Result: A perfect storm for journalism in crisis.

Internet poised to supplant newspaper sports sections
Despite Reusse’s noble defense, though, the one coverage area in which the Internet is fairly well-equipped to supplant daily sports sections as providers of news and information is, in fact, Sports.

No one — repeat, no one — in all of journalism has a better-funded and deeper website full of trained journalists doing original reporting than You won’t find anything comparable in news, politics, lifestyle or business reporting, a new-media operation staffed with dozens of reporters, writers and editors committed to breaking and then analyzing sports stories, nationally and globally, from big-kahuna topics such as the NFL and Major League Baseball down to small-college programs, high schools and other amateur athletics. OK, was staffed and performs with great creds and ambition. But in sports, we’ve also got,, and even the original sports reporting on Yahoo!, all strong performers.

Not local enough for you? That’s where blogs and other websites come in. Every major franchise or team in the Star Tribune’s coverage area — just like most franchises or teams in most newspapers’ coverage areas — has multiple blogs devoted to it, featuring the work of both passionate fans and inflamed critics. To use one example, at any random Timberwolves games this past season, there were no fewer than three or four writers from alternative media sources, representing online outlets such as, and the thinking fan’s site of choice, Britt Robson’s “On the Ball”  from Me? I was there a lot, too, representing both and, where I’m a regular contributor.

You still don’t get that sort of blanket coverage across multiple outlets when the Legislature is in session, when the mayor calls a press conference or when a United HealthCare executive starts blurring ledger entries.

(Further disclosure: I covered the Timberwolves for 13 seasons for the Star Tribune, worked at the place for nearly 21 years and have logged three decades in daily journalism. I left the paper in April 2007 in a botched buyout-cum-layoff and was followed out the door by about 70 other newsroom types who were more ready to go than I was. And I consider Reusse to be a friend, though I’m a little bummed — along with the likes of Don Banks, Bob Sansevere, Jim Souhan, Jeff Lenihan, Jeff Shelman, Jon Roe, Mark Vancil, Howard Sinker, Jay Weiner, Chris Snow, Tom Jones, Rachel Blount, John Gilbert, Curt Brown, Selena Roberts and a few others — that we apparently can’t crack his Dream Team of sports beat writers currently assembled at the Strib.)

Bloggers and sports-talk radio hosts don’t break news? That’s the easy dodge, but it is becoming less and less true. Especially as the advantages long held by the daily papers dwindle.

It used to be that the sheer investment of time and money made by the big boys — the Strib and the Pioneer Press here, the Tribune and the Sun-Times in Chicago, and so on — guaranteed that most news about the local teams would be found first in their pages. They assign people full time to those beats, for home and away games and every practice or off-day in between. To this day, they have the manpower advantage.

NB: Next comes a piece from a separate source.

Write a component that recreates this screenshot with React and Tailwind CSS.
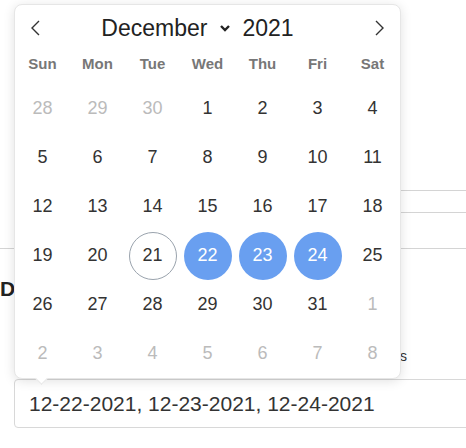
import React from "react";

const weekdays = ["Sun", "Mon", "Tue", "Wed", "Thu", "Fri", "Sat"];

const weeks = [
  [28, 29, 30, 1, 2, 3, 4],
  [5, 6, 7, 8, 9, 10, 11],
  [12, 13, 14, 15, 16, 17, 18],
  [19, 20, 21, 22, 23, 24, 25],
  [26, 27, 28, 29, 30, 31, 1],
  [2, 3, 4, 5, 6, 7, 8],
];

const selected = [22, 23, 24];

const DayCell = ({ day, outside, today }) => {
  const isSelected = !outside && selected.includes(day);
  let cls = "text-[#333]";
  if (outside) cls = "text-[#bbb]";
  if (isSelected) cls = "bg-[#699ff0] text-white";
  if (today) cls = "border border-[#9aa3ad] text-[#333]";
  return (
    <div className="flex h-[49px] items-center justify-center">
      <div className={`flex h-[48px] w-[48px] items-center justify-center rounded-full text-[18px] ${cls}`}>
        {day}
      </div>
    </div>
  );
};

const Calendar = () => {
  return (
    <div className="absolute left-[14px] top-[4px] w-[387px] rounded-lg border border-[#e6e6e6] bg-white shadow-[0_2px_12px_rgba(0,0,0,0.12)]">
      {/* Cabecera */}
      <div className="flex h-[46px] items-center justify-between px-[14px]">
        <svg width="14" height="20" viewBox="0 0 14 20" fill="none" stroke="#333" strokeWidth="1.4">
          <path d="M10 3 L3 10 L10 17" />
        </svg>
        <div className="mr-[20px] flex items-center text-[23px] text-[#222]">
          <span>December</span>
          <svg className="ml-[12px] mr-[11px]" width="12" height="10" viewBox="0 0 12 10" fill="none" stroke="#222" strokeWidth="2.4">
            <path d="M2 3 L6 7 L10 3" />
          </svg>
          <span>2021</span>
        </div>
        <svg width="14" height="20" viewBox="0 0 14 20" fill="none" stroke="#333" strokeWidth="1.4">
          <path d="M4 3 L11 10 L4 17" />
        </svg>
      </div>

      {/* Dias de la semana */}
      <div className="grid h-[22px] grid-cols-7 items-center mt-[2px] mb-[9px]">
        {weekdays.map((d) => (
          <div key={d} className="text-center text-[15px] font-bold text-[#777]">
            {d}
          </div>
        ))}
      </div>

      {/* Dias */}
      {weeks.map((week, wi) => (
        <div key={wi} className="grid grid-cols-7">
          {week.map((day, di) => {
            const outside = (wi === 0 && day > 20) || (wi >= 4 && day < 10);
            return (
              <DayCell key={di} day={day} outside={outside} today={!outside && day === 21} />
            );
          })}
        </div>
      ))}

      <div className="absolute -bottom-[5px] left-[22px] h-[9px] w-[9px] rotate-45 border-b border-r border-[#e6e6e6] bg-white" />
    </div>
  );
};

export default function App() {
  return (
    <div className="relative h-[448px] w-[466px] overflow-hidden bg-white font-['Liberation_Sans',Arial,sans-serif]">
      {/* Contenido de fondo */}
      <div className="h-[191px] ml-[250px] border-b border-[#d4d4d4]" />
      <div className="h-[22px] ml-[250px] border-b border-[#d4d4d4]" />
      <div className="h-[36px] border-b border-[#d4d4d4]" />
      <h2 className="mt-[29px] h-[22px] text-[21px] font-bold leading-[22px] text-[#222]">Dates</h2>
      <div className="mt-[48px] w-[407px] text-right text-[14px] leading-[16px] text-[#333]">Pick dates</div>
      <div className="mt-[15px] ml-[14px] flex h-[49px] w-[470px] items-center rounded border border-[#d8d8d8] px-[14px] text-[21px] text-[#333]">
        12-22-2021, 12-23-2021, 12-24-2021
      </div>

      <Calendar />
    </div>
  );
}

Publishers finding it hard to afford massive sports coverage

But it is getting increasingly difficult for publishers to afford them. And their travel costs. And their expense accounts. It certainly isn’t a cost-efficient way to troll for new stories: Spending countless hours traipsing around the country, navigating airports and hotels and arena parking ramps, long before or long after the teams’ charter flights have come and gone. All the while, the meter’s running. (Frankly, it is astounding that the nation’s newspaper sports editors haven’t put together a consortium to save costs, a gentlemen’s agreement of  “we’ll cover yours [team in our town] if you cover ours.” That way, for the scheduled events, no one has to pay for airfare.)

Then there is this: Within the sports, the level of access has shrunk dramatically. “Media availability” is measured by the tablespoon now, compared with the ladles of yore. Coaches get quoted too often; players get talked to too seldom. The informal stuff — shooting the breeze with a rookie while you both wait for the same commercial flight or linger in the same hotel lobby — is gone. There are barriers to familiarity everywhere. Even the teams are in competition, building and operating their own websites for the fans, staffed by content providers on the payroll with the very best backstage passes.

What it means is that every media person gets, more or less, the same thing nowadays. Or — and this is the point — can.

Contrary to Reusse’s claim, a “doesn’t-cost-a-nickel, stand-alone Internet site”‘ can offer a high percentage of the stuff that matters most to sports fans: Analysis, speculation, predictions, opinion. It might not be the first to tell you about a rumored free-agent target or a sordid Lake Minnetonka boat cruise, but it can pile on soon thereafter with the best of them.

One more thing: If the worst-case scenario for journalism happened and all newspapers succumbed tomorrow, the thing that the culture and a democratic society would miss most — whether it realized it quickly or not — would be the hard news, the investigative reporting and the watchdog journalism. The lack of proper funding and institutional muscle to cover the competition at right cornerback when the Vikings open training camp in July wouldn’t be, by comparison, much of a problem at all.